I faced a similar situation myself some fifteen years ago, with my aged father in law becoming increasingly needy, and it all worked out for the best. Once the care needs become too great, a busy and stressful family home, whatever the good intentions, is not, and never can be, a substitute for a well-run, calm and professional nursing home or hospice. And you can still care very much by delegating the task to others, whom you have carefully selected, and whom you monitor closely but discreetly with regular but unannounced visits.
Hi All

I was speaking to my partner last night & I shown her all these replies I had, so first of all thanks from her for the time & advise you have given us.. There are all points that never entered our heads as its obviously hard to focus at present. Really hits home that's 'its not what is wanted, its what is needed'.

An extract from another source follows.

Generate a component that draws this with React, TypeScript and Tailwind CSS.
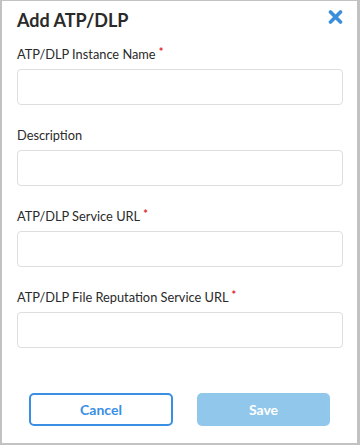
import React from "react";

function Field({ label, required }: { label: string; required?: boolean }) {
  return (
    <div className="flex flex-col">
      <div className="text-[12.8px] leading-4 text-[#2a2a2a] h-4">
        {label}
        {required && <span className="text-[#e0262b] text-[11px] font-bold align-top ml-[3px] relative top-[-2px]">*</span>}
      </div>
      <div className="mt-[7px] h-9 w-[326px] rounded-[4px] border border-[#dedede] bg-white" />
    </div>
  );
}

export default function App() {
  return (
    <div
      className="w-[360px] h-[445px] bg-white border-l-2 border-t border-r-[3px] border-b-2 border-[#c2c2c2] flex flex-col relative"
      style={{ fontFamily: "Lato, 'Open Sans', sans-serif" }}
    >
      <button className="absolute right-[14px] top-[8px] w-4 h-4 flex items-center justify-center">
        <svg width="15" height="14" viewBox="0 0 15 14">
          <path d="M2.5 2 L12.5 12 M12.5 2 L2.5 12" stroke="#3a8fdb" strokeWidth="3.6" strokeLinecap="round" />
        </svg>
      </button>
      <div className="pl-[15px] pt-[7px] text-[18px] leading-6 font-bold text-[#2a2a2a]">Add ATP/DLP</div>
      <div className="pl-[15px] pt-[14px] flex flex-col gap-[22px]">
        <Field label="ATP/DLP Instance Name" required />
        <Field label="Description" />
        <Field label="ATP/DLP Service URL" required />
        <Field label="ATP/DLP File Reputation Service URL" required />
      </div>
      <div className="flex pl-[27px] gap-[24px] mt-[45px]">
        <button className="w-[144px] h-[33px] rounded-[5px] border-2 border-[#3a8ee4] text-[#3a8ee4] text-[14px] font-bold bg-white">
          Cancel
        </button>
        <button className="w-[133px] h-[33px] rounded-[5px] bg-[#92c7ec] text-white text-[14px] font-bold">
          Save
        </button>
      </div>
    </div>
  );
}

She also pointed out to me that although originally the house was bought & paid for, due to other circumstances the property was re-mortgaged & now has her mothers name on the mortgage... does this effect any of the above information?

The cancer was in a few places & she had stents put in place..

I also agree that if it comes to a care home then coming home first is a bad idea, it should be straight from hospital to care.

Also as the MIL is unstable, lack of weight etc.. she is unable to 'pull herself up' in bed and move back up if she slides down the bed.. this can cause her to fall out of bed & then is unable to get back on.

Our concerns are if we do go out as a family, she is unable to come which to me then triggers a switch in MIL head to think
'now they have gone out I can move about without them saying No whilst here'
she tries to stand, falls due to lack of balance & movement & causes more damage to her body if not fatal.

I do feel something needs to be put in transit asap though, a meeting with the doctor & family needs to be had & honest opinions put out.